Short exercise >>
Only the lines from the start of the data through the line with "string; url: string;" belong in the copy. Restate them word for word, minus the pictures.

Given data >>
══════════════════════════════
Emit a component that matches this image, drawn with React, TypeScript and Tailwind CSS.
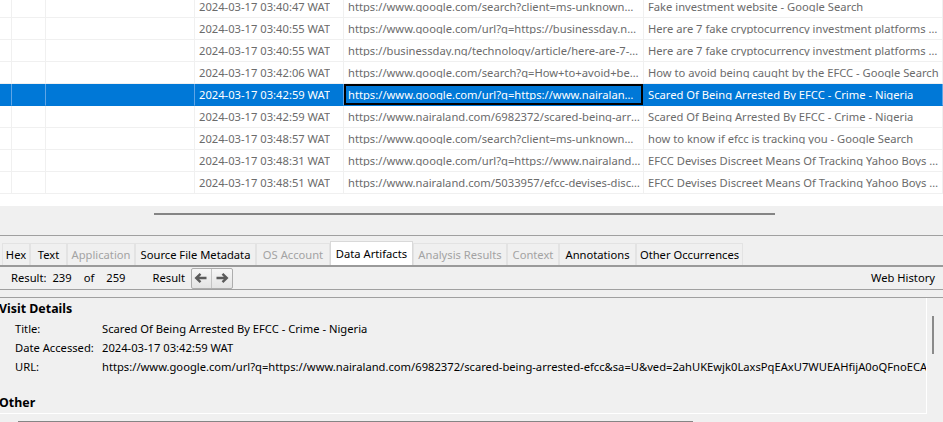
import React from "react";

type Row = { date: string; url: string; title: string };

const ROWS: Row[] = [
  {
    date: "2024-03-17 03:40:47 WAT",
    url: "https://www.google.com/search?client=ms-unknown&q=Fake+investment+website",
    title: "Fake investment website - Google Search",
  },
  {
    date: "2024-03-17 03:40:55 WAT",
    url: "https://www.google.com/url?q=https://businessday.ng/technology/article/here-are-7",
    title: "Here are 7 fake cryptocurrency investment platforms operating in Nigeria",
  },
  {
    date: "2024-03-17 03:40:55 WAT",
    url: "https://businessday.ng/technology/article/here-are-7-fake-cryptocurrency",
    title: "Here are 7 fake cryptocurrency investment platforms operating in Nigeria",
  },
  {
    date: "2024-03-17 03:42:06 WAT",
    url: "https://www.google.com/search?q=How+to+avoid+being+caught+by+the+EFCC",
    title: "How to avoid being caught by the EFCC - Google Search",
  },
  {
    date: "2024-03-17 03:42:59 WAT",
    url: "https://www.google.com/url?q=https://www.nairaland.com/6982372/scared-being-arrested-efcc",
    title: "Scared Of Being Arrested By EFCC - Crime - Nigeria",
  },
  {
    date: "2024-03-17 03:42:59 WAT",
    url: "https://www.nairaland.com/6982372/scared-being-arrested-efcc",
    title: "Scared Of Being Arrested By EFCC - Crime - Nigeria",
  },
  {
    date: "2024-03-17 03:48:57 WAT",
    url: "https://www.google.com/search?client=ms-unknown&q=how+to+know+if+efcc",
    title: "how to know if efcc is tracking you - Google Search",
  },
  {
    date: "2024-03-17 03:48:31 WAT",
    url: "https://www.google.com/url?q=https://www.nairaland.com/5033957/efcc-devises",
    title: "EFCC Devises Discreet Means Of Tracking Yahoo Boys - Crime - Nigeria",
  },
  {
    date: "2024-03-17 03:48:51 WAT",
    url: "https://www.nairaland.com/5033957/efcc-devises-discreet-means-tracking",
    title: "EFCC Devises Discreet Means Of Tracking Yahoo Boys - Crime - Nigeria",
  },
];

const TABS: { label: string; w: string; disabled?: boolean; active?: boolean }[] = [
  { label: "Hex", w: "w-[28px]" },
  { label: "Text", w: "w-[37px]" },
  { label: "Application", w: "w-[68px]", disabled: true },
  { label: "Source File Metadata", w: "w-[121px]" },
  { label: "OS Account", w: "w-[74px]", disabled: true },
  { label: "Data Artifacts", w: "w-[83px]", active: true },
  { label: "Analysis Results", w: "w-[94px]", disabled: true },
  { label: "Context", w: "w-[52px]", disabled: true },
  { label: "Annotations", w: "w-[77px]" },
  { label: "Other Occurrences", w: "w-[107px]" },
];

function TableRow({ row, selected }: { row: Row; selected: boolean }) {
  const cell = selected
    ? "h-[22px] min-w-0 border-r border-b border-r-[#5fa5e6] border-b-[#0078d7] bg-[#0078d7] text-white"
    : "h-[22px] min-w-0 border-r border-b border-[#f0f0f0] text-[#6b6b6b]";
  return (
    <div className="grid grid-cols-[12px_34px_149px_149px_300px_minmax(0,1fr)]">
      <div className={cell} />
      <div className={cell} />
      <div className={cell} />
      <div className={`${cell} flex items-center pl-[4px]`}>
        <span className="truncate">{row.date}</span>
      </div>
      {selected ? (
        <div className="flex h-[22px] min-w-0 items-center border-b border-b-[#0078d7] bg-[#0078d7] pr-[1px]">
          <div className="flex h-[21px] w-full min-w-0 items-center border-2 border-black pl-[2px] pr-[2px] text-white">
            <span className="truncate">{row.url}</span>
          </div>
        </div>
      ) : (
        <div className={`${cell} flex items-center pl-[4px] pr-[2px]`}>
          <span className="truncate">{row.url}</span>
        </div>
      )}
      <div className={`${cell} flex items-center pl-[4px] pr-[2px]`}>
        <span className="truncate">{row.title}</span>
      </div>
    </div>
  );
}

function NavButtons() {
  return (
    <div className="ml-[6px] flex h-[21px] items-stretch rounded-[2px] border border-[#adadad] bg-gradient-to-b from-[#f6f6f6] to-[#e4e4e4]">
      <div className="flex w-[20px] items-center justify-center border-r border-[#c4c4c4]">
        <svg width="14" height="12" viewBox="0 0 14 12">
          <path d="M12.5 6H2.5M6.5 1.8 2.2 6l4.3 4.2" fill="none" stroke="#5b5b5b" strokeWidth="2.4" />
        </svg>
      </div>
      <div className="flex w-[20px] items-center justify-center">
        <svg width="14" height="12" viewBox="0 0 14 12">
          <path d="M1.5 6h10M7.5 1.8 11.8 6l-4.3 4.2" fill="none" stroke="#5b5b5b" strokeWidth="2.4" />
        </svg>
      </div>
    </div>
  );
}

export default function App() {
  return (
    <div className="h-[422px] w-[943px] overflow-hidden bg-[#f0f0f0] font-['Noto_Sans','Segoe_UI',sans-serif] text-[11.2px] leading-none text-black">
      {/* results table */}
      <div className="h-[206px] overflow-hidden bg-white">
        <div className="-mt-[4px]">
          {ROWS.map((row, i) => (
            <TableRow key={i} row={row} selected={i === 4} />
          ))}
        </div>
      </div>

      {/* horizontal scrollbar of the table */}
      <div className="ml-[154px] mt-[7px] h-[2px] w-[621px] bg-[#858585]" />

      <div className="mt-[20px] h-px bg-[#a0a0a0]" />

      {/* viewer tabs */}
      <div className="flex h-[29px] items-end pl-[2px]">
        {TABS.map((t) => (
          <div
            key={t.label}
            className={`flex shrink-0 items-center justify-center whitespace-nowrap border border-b-0 ${t.w} ${
              t.active
                ? "h-[24px] border-[#d9d9d9] bg-white text-black"
                : "h-[22px] border-[#e3e3e3] bg-[#f0f0f0]"
            } ${t.disabled ? "text-[#a3a3a3]" : "text-black"}`}
          >
            {t.label}
          </div>
        ))}
      </div>
      <div className="h-[2px] bg-[#9a9a9a]" />

      {/* result toolbar */}
      <div className="flex h-[22px] items-center pl-[11px] pr-[8px]">
        <span>Result:</span>
        <span className="ml-[6px]">239</span>
        <span className="ml-[12px]">of</span>
        <span className="ml-[12px]">259</span>
        <span className="ml-[27px]">Result</span>
        <NavButtons />
        <span className="ml-auto">Web History</span>
      </div>
      <div className="h-px bg-[#a0a0a0]" />
      <div className="mt-[7px] h-px bg-[#a0a0a0]" />

      {/* details panel */}
      <div className="flex h-[116px]">
        <div className="h-[116px] w-[927px] min-w-0 border-b border-r border-white">
          <div className="-ml-[1px] flex h-[21px] items-center pt-[1px] text-[12.4px] font-bold">Visit Details</div>
          <div className="grid grid-cols-[87px_minmax(0,1fr)] pl-[15px]">
            {[
              ["Title:", "Scared Of Being Arrested By EFCC - Crime - Nigeria"],
              ["Date Accessed:", "2024-03-17 03:42:59 WAT"],
              [
                "URL:",
                "https://www.google.com/url?q=https://www.nairaland.com/6982372/scared-being-arrested-efcc&sa=U&ved=2ahUKEwjk0LaxsPqEAxU7WUEAHfijA0oQFnoECAYQAg",
              ],
            ].map(([k, v]) => (
              <React.Fragment key={k}>
                <div className="flex h-[19px] items-center whitespace-nowrap">{k}</div>
                <div className="flex h-[19px] min-w-0 items-center overflow-hidden whitespace-nowrap">{v}</div>
              </React.Fragment>
            ))}
          </div>
          <div className="-ml-[1px] mt-[17px] flex h-[20px] items-center text-[12.4px] font-bold">Other</div>
        </div>
        <div className="flex-1 pl-[5px] pt-[18px]">
          <div className="h-[38px] w-[2px] bg-[#8a8a8a]" />
        </div>
      </div>

      <div className="ml-[18px] mt-[7px] h-[2px] w-[675px] bg-[#858585]" />
    </div>
  );
}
══════════════════════════════
Exercise solution >>
Emit a component that matches this image, drawn with React, TypeScript and Tailwind CSS.
import React from "react";

type Row = { date: string; url: string; title: string };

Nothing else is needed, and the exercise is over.